Traffic issues dominated the conversation when planners from Emmaus, Upper Milford Township and Lower Macungie Township in Lehigh County met with developers of the proposed 218-home Fields at Indian Creek project Monday night.
While the meeting was called to discuss a proposed emergency access road for police, fire trucks and ambulances off Chestnut Street in Emmaus, the underlying issue was the development’s impact on traffic throughout that area.
The age 55-and-older development is proposed on 72 acres of a former golf course in all three municipalities.
It will be surrounded by Chestnut Street, Cedar Crest Boulevard, Indian Creek Road and the Pennsylvania Turnpike.
Matthew Hunter, chairman of Upper Milford’s planning commission, said he wanted to confine the conversation to emergency access to the site, but that didn’t happen.
The discussion included the developer’s plans to install traffic signals at Chestnut and Allen streets; traffic problems at the intersection of Indian Creek Road/Indian Falls Road and Cedar Crest Boulevard, and even whether the proposed emergency access road should become a main entrance into the development.
While the developer intends for residents of Fields of Indian Creek to walk along that emergency access road to reach nearby shops in Emmaus, a member of the Emmaus Planning Commission noted that will only give them access to shops on one side of Chestnut Street.
During the meeting, it was announced that Upper Milford Township is asking the state Department of Transportation to prohibit people on Indian Falls Road from turning north onto Cedar Crest Boulevard.
And Lower Macungie planning officials said the proposed development will have no benefit to their township, but will only put more traffic on its roads.
Only a small section of the Fields at Indian Creek is in Lower Macungie and none of its homes will be in that township.
The largest chunk of the property is in Upper Milford, which is why the township’s planning commission hosted the unusual meeting.
Members of the Emmaus Planning Commission attended, as did the chairman of Lower Macungie’s planning commission and that township’s planning director.
Several people who live nearby complained that Fields at Indian Creek will add to already-growing traffic congestion in the area.
“We can’t make one developer responsible for all these regional problems,” said Hunter.
“We’re trying to come up with the best traffic solution we possibly can,” said developer Rick Koze, who owns Kay Builders.
Hunter reminded residents that the proposed development “is a permitted use by right” and, based on sketch plans, it coincides with Upper Milford’s ordinance.
Koze came to the meeting looking for consensus from the planning commissions on traffic and access road issues.
“Those are the two issues we’ve noticed perhaps a disagreement among the municipalities,” explained Atty. John Hacker, Koze’s lawyer.
Koze wanted to make sure all the parties share the same opinion “so we can move forward.”
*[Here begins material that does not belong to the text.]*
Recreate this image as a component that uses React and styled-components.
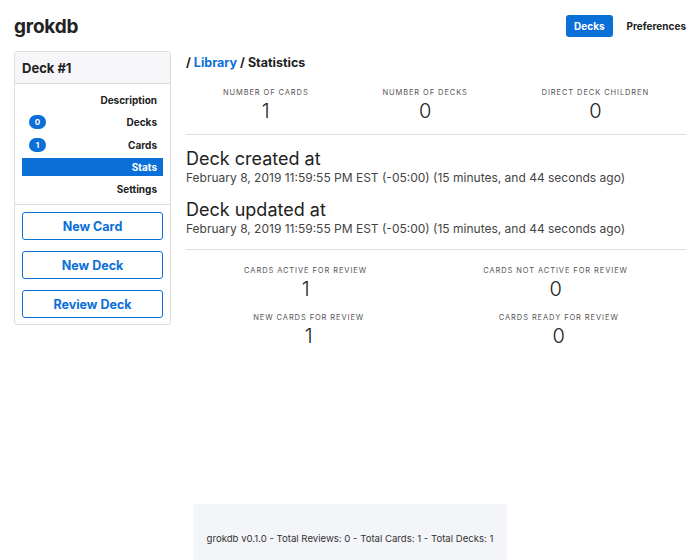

Last year, Koze expressed hope that he could begin building homes in Fields at Indian Creek this year. Now he hopes it can happen by the middle of next year.
The next steps in the process will be for him to present a preliminary plan to the three municipalities and to submit a traffic impact study to PennDOT.
Koze proposes an emergency access road into the development off Green Drive, behind the Auto Zone store along Chestnut Street in Emmaus.
The 15-foot-wide roadway would include a bridge over Leibert Creek and will be designed to be accessible even during a storm that comes along only once every 100 years, according to Koze.
Planners indicated they want that access road designed so it safe for pedestrians to walk along at the same time it is used by emergency vehicles.